■ **REQUIREMENTS**: Copy out all the lines in the records that include the word "index".

■ **PROVIDED RECORDS**:
———
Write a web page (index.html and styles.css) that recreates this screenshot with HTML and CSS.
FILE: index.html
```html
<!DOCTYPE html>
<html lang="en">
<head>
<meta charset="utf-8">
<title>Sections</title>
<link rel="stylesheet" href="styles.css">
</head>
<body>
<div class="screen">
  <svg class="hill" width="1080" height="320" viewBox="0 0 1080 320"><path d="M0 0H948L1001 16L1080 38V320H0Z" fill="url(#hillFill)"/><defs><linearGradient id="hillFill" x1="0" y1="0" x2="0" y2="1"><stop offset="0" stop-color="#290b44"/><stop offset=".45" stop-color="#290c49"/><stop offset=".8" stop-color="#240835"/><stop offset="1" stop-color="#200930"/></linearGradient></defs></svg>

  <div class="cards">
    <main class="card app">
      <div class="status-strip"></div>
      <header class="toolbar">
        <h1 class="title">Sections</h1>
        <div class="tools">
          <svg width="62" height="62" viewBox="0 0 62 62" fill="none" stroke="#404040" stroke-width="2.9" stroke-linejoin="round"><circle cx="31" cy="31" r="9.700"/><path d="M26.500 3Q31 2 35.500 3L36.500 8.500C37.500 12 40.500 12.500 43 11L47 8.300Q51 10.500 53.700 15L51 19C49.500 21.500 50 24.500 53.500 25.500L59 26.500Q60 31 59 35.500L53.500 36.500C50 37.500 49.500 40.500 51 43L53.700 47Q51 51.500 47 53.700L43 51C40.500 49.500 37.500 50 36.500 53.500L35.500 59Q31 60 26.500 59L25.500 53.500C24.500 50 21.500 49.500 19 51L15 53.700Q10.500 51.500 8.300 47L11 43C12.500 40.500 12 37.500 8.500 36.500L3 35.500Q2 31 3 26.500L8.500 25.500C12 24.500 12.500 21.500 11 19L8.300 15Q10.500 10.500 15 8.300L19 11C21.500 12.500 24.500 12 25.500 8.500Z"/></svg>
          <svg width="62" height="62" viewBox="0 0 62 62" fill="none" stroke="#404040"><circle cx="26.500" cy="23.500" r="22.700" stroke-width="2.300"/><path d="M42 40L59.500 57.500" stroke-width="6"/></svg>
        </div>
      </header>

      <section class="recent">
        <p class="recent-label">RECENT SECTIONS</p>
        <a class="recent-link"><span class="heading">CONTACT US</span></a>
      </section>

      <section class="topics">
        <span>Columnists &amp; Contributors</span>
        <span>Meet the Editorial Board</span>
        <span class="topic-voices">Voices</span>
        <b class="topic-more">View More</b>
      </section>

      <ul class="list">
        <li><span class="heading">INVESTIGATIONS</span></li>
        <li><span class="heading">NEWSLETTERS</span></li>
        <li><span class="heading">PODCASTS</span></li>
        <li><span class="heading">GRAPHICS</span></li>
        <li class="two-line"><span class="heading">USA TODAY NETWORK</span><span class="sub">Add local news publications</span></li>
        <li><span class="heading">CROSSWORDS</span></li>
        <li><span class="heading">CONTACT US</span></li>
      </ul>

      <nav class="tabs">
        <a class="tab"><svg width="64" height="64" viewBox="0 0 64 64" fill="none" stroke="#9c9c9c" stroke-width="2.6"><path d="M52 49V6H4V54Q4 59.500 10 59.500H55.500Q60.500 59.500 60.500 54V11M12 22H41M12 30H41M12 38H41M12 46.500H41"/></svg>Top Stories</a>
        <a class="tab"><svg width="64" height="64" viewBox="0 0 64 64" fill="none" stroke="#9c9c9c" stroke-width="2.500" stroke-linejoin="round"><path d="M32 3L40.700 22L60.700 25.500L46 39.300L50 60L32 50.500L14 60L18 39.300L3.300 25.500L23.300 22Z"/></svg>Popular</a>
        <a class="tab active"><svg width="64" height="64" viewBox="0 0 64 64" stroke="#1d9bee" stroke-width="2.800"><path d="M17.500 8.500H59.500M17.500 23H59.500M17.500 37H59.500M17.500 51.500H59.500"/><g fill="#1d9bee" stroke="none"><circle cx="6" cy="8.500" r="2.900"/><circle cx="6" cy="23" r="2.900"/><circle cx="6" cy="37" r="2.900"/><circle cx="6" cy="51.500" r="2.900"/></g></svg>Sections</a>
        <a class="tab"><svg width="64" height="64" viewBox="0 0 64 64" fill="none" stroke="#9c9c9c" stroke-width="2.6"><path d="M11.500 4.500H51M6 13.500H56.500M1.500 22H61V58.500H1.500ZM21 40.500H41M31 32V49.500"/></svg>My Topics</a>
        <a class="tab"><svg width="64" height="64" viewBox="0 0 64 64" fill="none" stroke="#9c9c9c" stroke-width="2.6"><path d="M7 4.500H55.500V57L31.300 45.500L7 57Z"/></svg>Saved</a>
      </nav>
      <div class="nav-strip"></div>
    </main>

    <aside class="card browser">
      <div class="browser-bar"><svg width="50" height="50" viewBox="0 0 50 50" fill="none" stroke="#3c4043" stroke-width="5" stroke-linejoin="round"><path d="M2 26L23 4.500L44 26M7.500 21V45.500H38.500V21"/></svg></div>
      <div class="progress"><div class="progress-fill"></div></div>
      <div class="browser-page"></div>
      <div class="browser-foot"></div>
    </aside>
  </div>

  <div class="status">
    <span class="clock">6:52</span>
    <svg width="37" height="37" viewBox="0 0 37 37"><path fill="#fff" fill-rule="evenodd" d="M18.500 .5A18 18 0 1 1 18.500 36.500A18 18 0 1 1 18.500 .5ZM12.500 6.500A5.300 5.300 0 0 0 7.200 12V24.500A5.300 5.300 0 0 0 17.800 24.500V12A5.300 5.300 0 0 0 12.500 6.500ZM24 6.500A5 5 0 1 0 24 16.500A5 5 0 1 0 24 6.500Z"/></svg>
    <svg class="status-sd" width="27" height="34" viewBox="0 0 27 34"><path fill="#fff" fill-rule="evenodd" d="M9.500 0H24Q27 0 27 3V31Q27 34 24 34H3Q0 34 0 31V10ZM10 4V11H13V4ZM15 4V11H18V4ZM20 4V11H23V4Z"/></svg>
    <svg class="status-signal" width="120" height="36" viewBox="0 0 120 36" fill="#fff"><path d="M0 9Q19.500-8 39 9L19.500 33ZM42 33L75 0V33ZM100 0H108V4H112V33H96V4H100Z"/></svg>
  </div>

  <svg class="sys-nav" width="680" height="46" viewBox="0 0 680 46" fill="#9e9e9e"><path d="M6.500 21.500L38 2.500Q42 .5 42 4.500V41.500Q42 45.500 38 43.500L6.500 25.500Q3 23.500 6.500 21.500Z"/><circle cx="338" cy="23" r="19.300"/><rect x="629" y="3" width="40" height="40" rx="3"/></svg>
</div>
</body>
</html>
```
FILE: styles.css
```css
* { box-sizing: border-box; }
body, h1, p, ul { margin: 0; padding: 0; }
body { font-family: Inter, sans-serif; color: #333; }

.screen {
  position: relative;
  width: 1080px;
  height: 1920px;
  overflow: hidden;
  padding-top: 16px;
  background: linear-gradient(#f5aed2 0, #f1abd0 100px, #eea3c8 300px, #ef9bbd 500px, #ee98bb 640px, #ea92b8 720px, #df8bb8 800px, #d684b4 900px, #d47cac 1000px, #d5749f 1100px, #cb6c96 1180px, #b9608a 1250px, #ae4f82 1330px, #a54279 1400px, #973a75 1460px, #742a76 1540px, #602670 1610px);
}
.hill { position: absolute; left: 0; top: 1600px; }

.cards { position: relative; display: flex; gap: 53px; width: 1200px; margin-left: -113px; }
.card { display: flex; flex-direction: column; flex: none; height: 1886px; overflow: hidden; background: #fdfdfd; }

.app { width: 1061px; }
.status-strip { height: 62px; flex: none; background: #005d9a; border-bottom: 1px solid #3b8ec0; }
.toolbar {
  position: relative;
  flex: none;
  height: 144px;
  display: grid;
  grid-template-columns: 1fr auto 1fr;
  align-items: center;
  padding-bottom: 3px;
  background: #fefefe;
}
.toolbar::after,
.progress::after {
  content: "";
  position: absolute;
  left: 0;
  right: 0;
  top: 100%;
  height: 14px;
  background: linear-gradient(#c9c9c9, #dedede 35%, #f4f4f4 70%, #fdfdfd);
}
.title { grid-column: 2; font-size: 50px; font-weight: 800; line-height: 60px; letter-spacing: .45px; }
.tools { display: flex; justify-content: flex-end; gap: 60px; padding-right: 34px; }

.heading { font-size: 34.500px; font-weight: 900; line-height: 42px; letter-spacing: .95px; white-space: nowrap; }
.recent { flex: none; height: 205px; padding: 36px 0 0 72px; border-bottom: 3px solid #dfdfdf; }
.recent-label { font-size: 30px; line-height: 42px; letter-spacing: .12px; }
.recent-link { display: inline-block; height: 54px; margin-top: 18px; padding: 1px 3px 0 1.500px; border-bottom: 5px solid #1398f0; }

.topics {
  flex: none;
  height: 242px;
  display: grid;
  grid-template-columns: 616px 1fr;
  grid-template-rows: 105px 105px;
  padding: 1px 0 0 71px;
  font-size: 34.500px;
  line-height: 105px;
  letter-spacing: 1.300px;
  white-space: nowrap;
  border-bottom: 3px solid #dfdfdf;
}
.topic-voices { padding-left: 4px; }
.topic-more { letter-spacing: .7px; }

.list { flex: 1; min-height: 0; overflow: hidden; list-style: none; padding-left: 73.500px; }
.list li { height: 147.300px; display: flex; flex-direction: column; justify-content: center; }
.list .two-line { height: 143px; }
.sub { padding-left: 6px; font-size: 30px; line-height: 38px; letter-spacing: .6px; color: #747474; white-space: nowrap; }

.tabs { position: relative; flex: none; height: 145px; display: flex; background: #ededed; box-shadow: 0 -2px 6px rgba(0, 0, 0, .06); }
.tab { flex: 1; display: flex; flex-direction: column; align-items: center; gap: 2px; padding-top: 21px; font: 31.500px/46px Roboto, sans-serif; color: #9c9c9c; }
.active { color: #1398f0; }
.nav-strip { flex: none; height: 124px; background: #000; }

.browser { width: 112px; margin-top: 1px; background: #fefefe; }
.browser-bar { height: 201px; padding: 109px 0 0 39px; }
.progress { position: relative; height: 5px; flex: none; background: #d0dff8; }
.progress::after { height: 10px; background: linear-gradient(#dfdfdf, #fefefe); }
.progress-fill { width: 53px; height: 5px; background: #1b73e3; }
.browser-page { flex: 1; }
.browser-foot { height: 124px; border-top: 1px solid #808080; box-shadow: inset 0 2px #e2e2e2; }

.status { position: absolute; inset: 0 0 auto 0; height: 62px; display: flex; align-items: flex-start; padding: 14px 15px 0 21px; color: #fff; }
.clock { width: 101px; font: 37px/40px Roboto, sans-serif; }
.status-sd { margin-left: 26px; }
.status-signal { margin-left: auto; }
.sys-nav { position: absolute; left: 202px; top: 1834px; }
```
———
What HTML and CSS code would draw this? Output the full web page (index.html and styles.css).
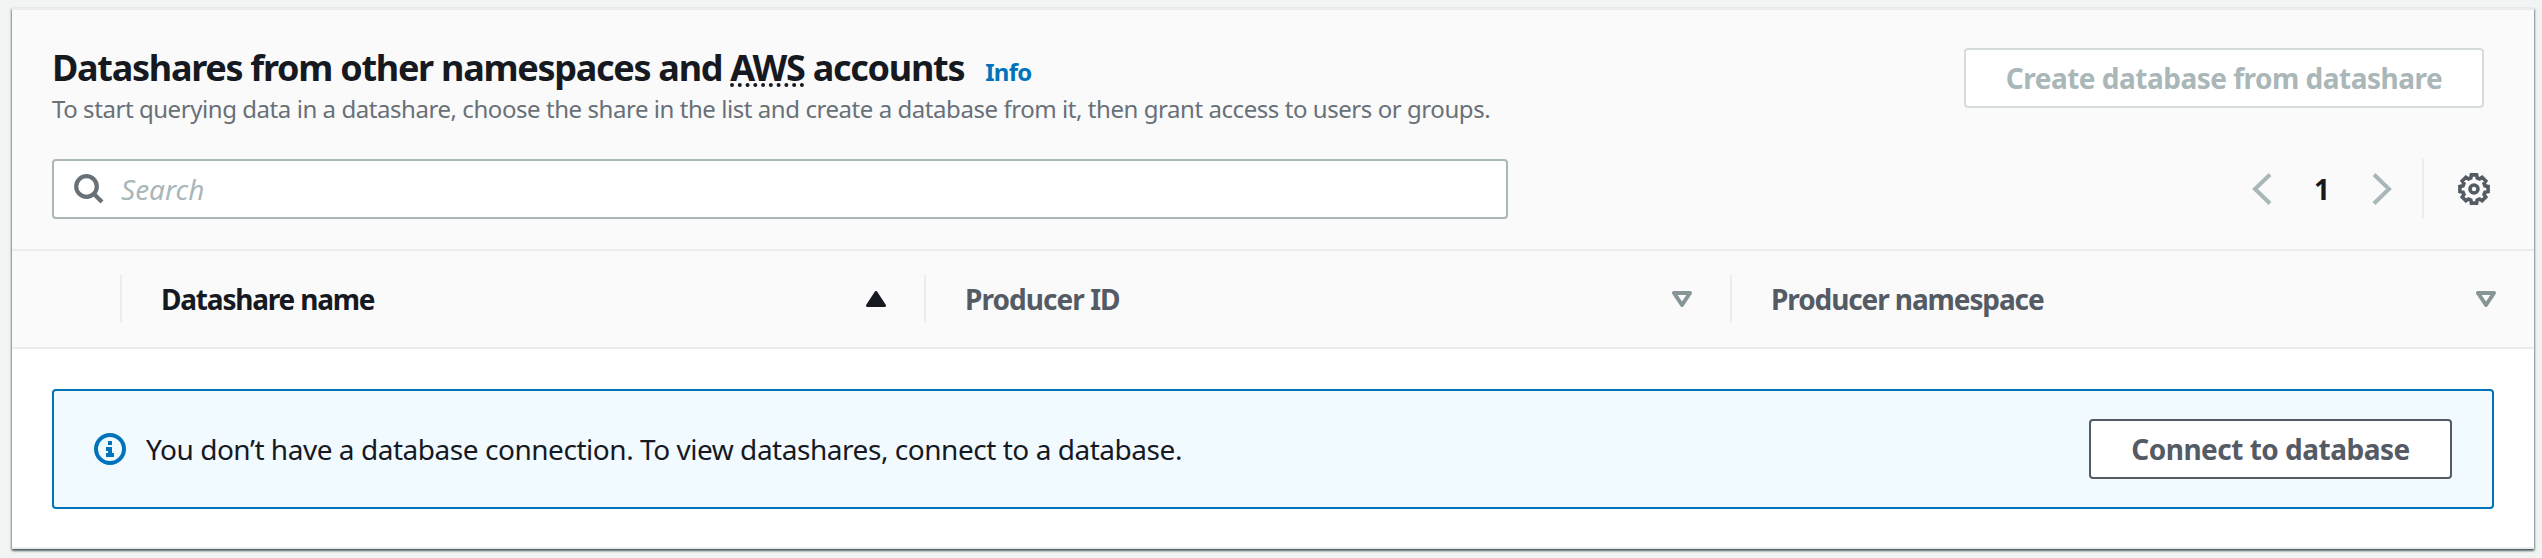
———
■ **TASK RESPONSE**:
Write a web page (index.html and styles.css) that recreates this screenshot with HTML and CSS.
FILE: index.html
What HTML and CSS code would draw this? Output the full web page (index.html and styles.css).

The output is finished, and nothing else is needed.